**Given information:**

:::

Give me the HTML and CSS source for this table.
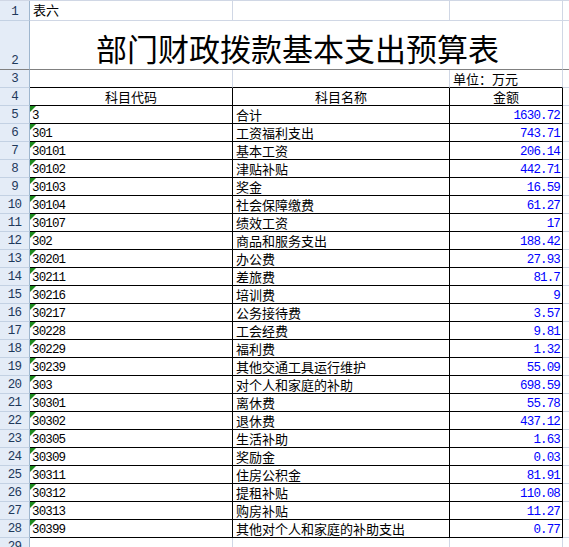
FILE: index.html
```html
<!DOCTYPE html>
<html lang="zh-CN">
<head>
<meta charset="utf-8">
<title>部门财政拨款基本支出预算表</title>
<link rel="stylesheet" href="styles.css">
</head>
<body>
<div class="sheet">
  <!-- row 1 -->
  <div class="rh">1</div>
  <div class="c txt">表六</div>
  <div class="c"></div>
  <div class="c"></div>
  <div class="c d"></div>
  <!-- row 2 -->
  <div class="rh frz">2</div>
  <div class="c title frz">部门财政拨款基本支出预算表</div>
  <div class="c d frz"></div>
  <!-- row 3 -->
  <div class="rh">3</div>
  <div class="c top"></div>
  <div class="c top"></div>
  <div class="c top txt">单位：万元</div>
  <div class="c d"></div>
  <!-- row 4 -->
  <div class="rh">4</div>
  <div class="c t hd">科目代码</div>
  <div class="c t hd">科目名称</div>
  <div class="c t hd">金额</div>
  <div class="c d"></div>

  <div class="rh">5</div><div class="c t code">3</div><div class="c t txt">合计</div><div class="c t amt">1630.72</div><div class="c d"></div>
  <div class="rh">6</div><div class="c t code">301</div><div class="c t txt">工资福利支出</div><div class="c t amt">743.71</div><div class="c d"></div>
  <div class="rh">7</div><div class="c t code">30101</div><div class="c t txt">基本工资</div><div class="c t amt">206.14</div><div class="c d"></div>
  <div class="rh">8</div><div class="c t code">30102</div><div class="c t txt">津贴补贴</div><div class="c t amt">442.71</div><div class="c d"></div>
  <div class="rh">9</div><div class="c t code">30103</div><div class="c t txt">奖金</div><div class="c t amt">16.59</div><div class="c d"></div>
  <div class="rh">10</div><div class="c t code">30104</div><div class="c t txt">社会保障缴费</div><div class="c t amt">61.27</div><div class="c d"></div>
  <div class="rh">11</div><div class="c t code">30107</div><div class="c t txt">绩效工资</div><div class="c t amt">17</div><div class="c d"></div>
  <div class="rh">12</div><div class="c t code">302</div><div class="c t txt">商品和服务支出</div><div class="c t amt">188.42</div><div class="c d"></div>
  <div class="rh">13</div><div class="c t code">30201</div><div class="c t txt">办公费</div><div class="c t amt">27.93</div><div class="c d"></div>
  <div class="rh">14</div><div class="c t code">30211</div><div class="c t txt">差旅费</div><div class="c t amt">81.7</div><div class="c d"></div>
  <div class="rh">15</div><div class="c t code">30216</div><div class="c t txt">培训费</div><div class="c t amt">9</div><div class="c d"></div>
  <div class="rh">16</div><div class="c t code">30217</div><div class="c t txt">公务接待费</div><div class="c t amt">3.57</div><div class="c d"></div>
  <div class="rh">17</div><div class="c t code">30228</div><div class="c t txt">工会经费</div><div class="c t amt">9.81</div><div class="c d"></div>
  <div class="rh">18</div><div class="c t code">30229</div><div class="c t txt">福利费</div><div class="c t amt">1.32</div><div class="c d"></div>
  <div class="rh">19</div><div class="c t code">30239</div><div class="c t txt">其他交通工具运行维护</div><div class="c t amt">55.09</div><div class="c d"></div>
  <div class="rh">20</div><div class="c t code">303</div><div class="c t txt">对个人和家庭的补助</div><div class="c t amt">698.59</div><div class="c d"></div>
  <div class="rh">21</div><div class="c t code">30301</div><div class="c t txt">离休费</div><div class="c t amt">55.78</div><div class="c d"></div>
  <div class="rh">22</div><div class="c t code">30302</div><div class="c t txt">退休费</div><div class="c t amt">437.12</div><div class="c d"></div>
  <div class="rh">23</div><div class="c t code">30305</div><div class="c t txt">生活补助</div><div class="c t amt">1.63</div><div class="c d"></div>
  <div class="rh">24</div><div class="c t code">30309</div><div class="c t txt">奖励金</div><div class="c t amt">0.03</div><div class="c d"></div>
  <div class="rh">25</div><div class="c t code">30311</div><div class="c t txt">住房公积金</div><div class="c t amt">81.91</div><div class="c d"></div>
  <div class="rh">26</div><div class="c t code">30312</div><div class="c t txt">提租补贴</div><div class="c t amt">110.08</div><div class="c d"></div>
  <div class="rh">27</div><div class="c t code">30313</div><div class="c t txt">购房补贴</div><div class="c t amt">11.27</div><div class="c d"></div>
  <div class="rh">28</div><div class="c t code">30399</div><div class="c t txt">其他对个人和家庭的补助支出</div><div class="c t amt">0.77</div><div class="c d"></div>
  <!-- row 29 -->
  <div class="rh">29</div><div class="c"></div><div class="c"></div><div class="c"></div><div class="c d"></div>
</div>
</body>
</html>
```
FILE: styles.css
```css
html, body {
  margin: 0;
  padding: 0;
  background: #ffffff;
  overflow: hidden;
}

body {
  width: 569px;
  height: 547px;
  font-family: "Noto Sans CJK SC", "Liberation Sans", sans-serif;
  font-size: 13px;
  color: #000000;
}

.sheet {
  display: grid;
  grid-template-columns: 30px 203px 217px 113px 1fr;
  grid-template-rows: 20px 49px 18px 18px repeat(24, 18px) 18px;
  border-top: 1px solid #d0d7e5;
  width: 569px;
}

.sheet > div {
  box-sizing: border-box;
  min-width: 0;
  overflow: hidden;
  white-space: nowrap;
}

/* row headers */
.rh {
  background: #e4ecf7;
  border-right: 1px solid #9eb6ce;
  border-bottom: 1px solid #c3d1e3;
  color: #1e395b;
  font-family: "Liberation Mono", monospace;
  font-size: 12.5px;
  letter-spacing: -0.85px;
  text-align: center;
  display: flex;
  align-items: flex-end;
  justify-content: center;
  padding-bottom: 1px;
  line-height: 14px;
}

/* ordinary cells */
.c {
  position: relative;
  border-right: 1px solid #d0d7e5;
  border-bottom: 1px solid #d0d7e5;
  line-height: 17px;
}

.txt {
  padding-left: 3px;
}

.d {
  border-right: none;
}

.top {
  border-bottom-color: #000000;
}

.frz {
  border-bottom-color: #808080;
}

.title {
  grid-column: 2 / 5;
  display: flex;
  align-items: flex-end;
  justify-content: center;
  font-size: 31px;
  line-height: 31px;
  padding-bottom: 6px;
  padding-left: 3px;
}

/* bordered table */
.t {
  border-right-color: #000000;
  border-bottom-color: #000000;
}

.hd {
  text-align: center;
}

.code {
  font-family: "Liberation Mono", monospace;
  font-size: 12.5px;
  letter-spacing: -0.85px;
  line-height: 14px;
  padding-top: 3px;
  padding-left: 2px;
}

.code::before {
  content: "";
  position: absolute;
  left: 0;
  top: 0;
  width: 0;
  height: 0;
  border-top: 6px solid #1d8a1d;
  border-right: 6px solid transparent;
}

.amt {
  font-family: "Liberation Mono", monospace;
  font-size: 12.5px;
  letter-spacing: -0.85px;
  line-height: 14px;
  padding-top: 3px;
  padding-right: 2px;
  text-align: right;
  color: #0000ff;
}
```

:::

Transcribe each line above verbatim, with the pictures left out.

**Completed exercise:**
Give me the HTML and CSS source for this table.
FILE: index.html
```html
<!DOCTYPE html>
<html lang="zh-CN">
<head>
<meta charset="utf-8">
<title>部门财政拨款基本支出预算表</title>
<link rel="stylesheet" href="styles.css">
</head>
<body>
<div class="sheet">
  <!-- row 1 -->
  <div class="rh">1</div>
  <div class="c txt">表六</div>
  <div class="c"></div>
  <div class="c"></div>
  <div class="c d"></div>
  <!-- row 2 -->
  <div class="rh frz">2</div>
  <div class="c title frz">部门财政拨款基本支出预算表</div>
  <div class="c d frz"></div>
  <!-- row 3 -->
  <div class="rh">3</div>
  <div class="c top"></div>
  <div class="c top"></div>
  <div class="c top txt">单位：万元</div>
  <div class="c d"></div>
  <!-- row 4 -->
  <div class="rh">4</div>
  <div class="c t hd">科目代码</div>
  <div class="c t hd">科目名称</div>
  <div class="c t hd">金额</div>
  <div class="c d"></div>

  <div class="rh">5</div><div class="c t code">3</div><div class="c t txt">合计</div><div class="c t amt">1630.72</div><div class="c d"></div>
  <div class="rh">6</div><div class="c t code">301</div><div class="c t txt">工资福利支出</div><div class="c t amt">743.71</div><div class="c d"></div>
  <div class="rh">7</div><div class="c t code">30101</div><div class="c t txt">基本工资</div><div class="c t amt">206.14</div><div class="c d"></div>
  <div class="rh">8</div><div class="c t code">30102</div><div class="c t txt">津贴补贴</div><div class="c t amt">442.71</div><div class="c d"></div>
  <div class="rh">9</div><div class="c t code">30103</div><div class="c t txt">奖金</div><div class="c t amt">16.59</div><div class="c d"></div>
  <div class="rh">10</div><div class="c t code">30104</div><div class="c t txt">社会保障缴费</div><div class="c t amt">61.27</div><div class="c d"></div>
  <div class="rh">11</div><div class="c t code">30107</div><div class="c t txt">绩效工资</div><div class="c t amt">17</div><div class="c d"></div>
  <div class="rh">12</div><div class="c t code">302</div><div class="c t txt">商品和服务支出</div><div class="c t amt">188.42</div><div class="c d"></div>
  <div class="rh">13</div><div class="c t code">30201</div><div class="c t txt">办公费</div><div class="c t amt">27.93</div><div class="c d"></div>
  <div class="rh">14</div><div class="c t code">30211</div><div class="c t txt">差旅费</div><div class="c t amt">81.7</div><div class="c d"></div>
  <div class="rh">15</div><div class="c t code">30216</div><div class="c t txt">培训费</div><div class="c t amt">9</div><div class="c d"></div>
  <div class="rh">16</div><div class="c t code">30217</div><div class="c t txt">公务接待费</div><div class="c t amt">3.57</div><div class="c d"></div>
  <div class="rh">17</div><div class="c t code">30228</div><div class="c t txt">工会经费</div><div class="c t amt">9.81</div><div class="c d"></div>
  <div class="rh">18</div><div class="c t code">30229</div><div class="c t txt">福利费</div><div class="c t amt">1.32</div><div class="c d"></div>
  <div class="rh">19</div><div class="c t code">30239</div><div class="c t txt">其他交通工具运行维护</div><div class="c t amt">55.09</div><div class="c d"></div>
  <div class="rh">20</div><div class="c t code">303</div><div class="c t txt">对个人和家庭的补助</div><div class="c t amt">698.59</div><div class="c d"></div>
  <div class="rh">21</div><div class="c t code">30301</div><div class="c t txt">离休费</div><div class="c t amt">55.78</div><div class="c d"></div>
  <div class="rh">22</div><div class="c t code">30302</div><div class="c t txt">退休费</div><div class="c t amt">437.12</div><div class="c d"></div>
  <div class="rh">23</div><div class="c t code">30305</div><div class="c t txt">生活补助</div><div class="c t amt">1.63</div><div class="c d"></div>
  <div class="rh">24</div><div class="c t code">30309</div><div class="c t txt">奖励金</div><div class="c t amt">0.03</div><div class="c d"></div>
  <div class="rh">25</div><div class="c t code">30311</div><div class="c t txt">住房公积金</div><div class="c t amt">81.91</div><div class="c d"></div>
  <div class="rh">26</div><div class="c t code">30312</div><div class="c t txt">提租补贴</div><div class="c t amt">110.08</div><div class="c d"></div>
  <div class="rh">27</div><div class="c t code">30313</div><div class="c t txt">购房补贴</div><div class="c t amt">11.27</div><div class="c d"></div>
  <div class="rh">28</div><div class="c t code">30399</div><div class="c t txt">其他对个人和家庭的补助支出</div><div class="c t amt">0.77</div><div class="c d"></div>
  <!-- row 29 -->
  <div class="rh">29</div><div class="c"></div><div class="c"></div><div class="c"></div><div class="c d"></div>
</div>
</body>
</html>
```
FILE: styles.css
```css
html, body {
  margin: 0;
  padding: 0;
  background: #ffffff;
  overflow: hidden;
}

body {
  width: 569px;
  height: 547px;
  font-family: "Noto Sans CJK SC", "Liberation Sans", sans-serif;
  font-size: 13px;
  color: #000000;
}

.sheet {
  display: grid;
  grid-template-columns: 30px 203px 217px 113px 1fr;
  grid-template-rows: 20px 49px 18px 18px repeat(24, 18px) 18px;
  border-top: 1px solid #d0d7e5;
  width: 569px;
}

.sheet > div {
  box-sizing: border-box;
  min-width: 0;
  overflow: hidden;
  white-space: nowrap;
}

/* row headers */
.rh {
  background: #e4ecf7;
  border-right: 1px solid #9eb6ce;
  border-bottom: 1px solid #c3d1e3;
  color: #1e395b;
  font-family: "Liberation Mono", monospace;
  font-size: 12.5px;
  letter-spacing: -0.85px;
  text-align: center;
  display: flex;
  align-items: flex-end;
  justify-content: center;
  padding-bottom: 1px;
  line-height: 14px;
}

/* ordinary cells */
.c {
  position: relative;
  border-right: 1px solid #d0d7e5;
  border-bottom: 1px solid #d0d7e5;
  line-height: 17px;
}

.txt {
  padding-left: 3px;
}

.d {
  border-right: none;
}

.top {
  border-bottom-color: #000000;
}

.frz {
  border-bottom-color: #808080;
}

.title {
  grid-column: 2 / 5;
  display: flex;
  align-items: flex-end;
  justify-content: center;
  font-size: 31px;
  line-height: 31px;
  padding-bottom: 6px;
  padding-left: 3px;
}

/* bordered table */
.t {
  border-right-color: #000000;
  border-bottom-color: #000000;
}

.hd {
  text-align: center;
}

.code {
  font-family: "Liberation Mono", monospace;
  font-size: 12.5px;
  letter-spacing: -0.85px;
  line-height: 14px;
  padding-top: 3px;
  padding-left: 2px;
}

.code::before {
  content: "";
  position: absolute;
  left: 0;
  top: 0;
  width: 0;
  height: 0;
  border-top: 6px solid #1d8a1d;
  border-right: 6px solid transparent;
}

.amt {
  font-family: "Liberation Mono", monospace;
  font-size: 12.5px;
  letter-spacing: -0.85px;
  line-height: 14px;
  padding-top: 3px;
  padding-right: 2px;
  text-align: right;
  color: #0000ff;
}
```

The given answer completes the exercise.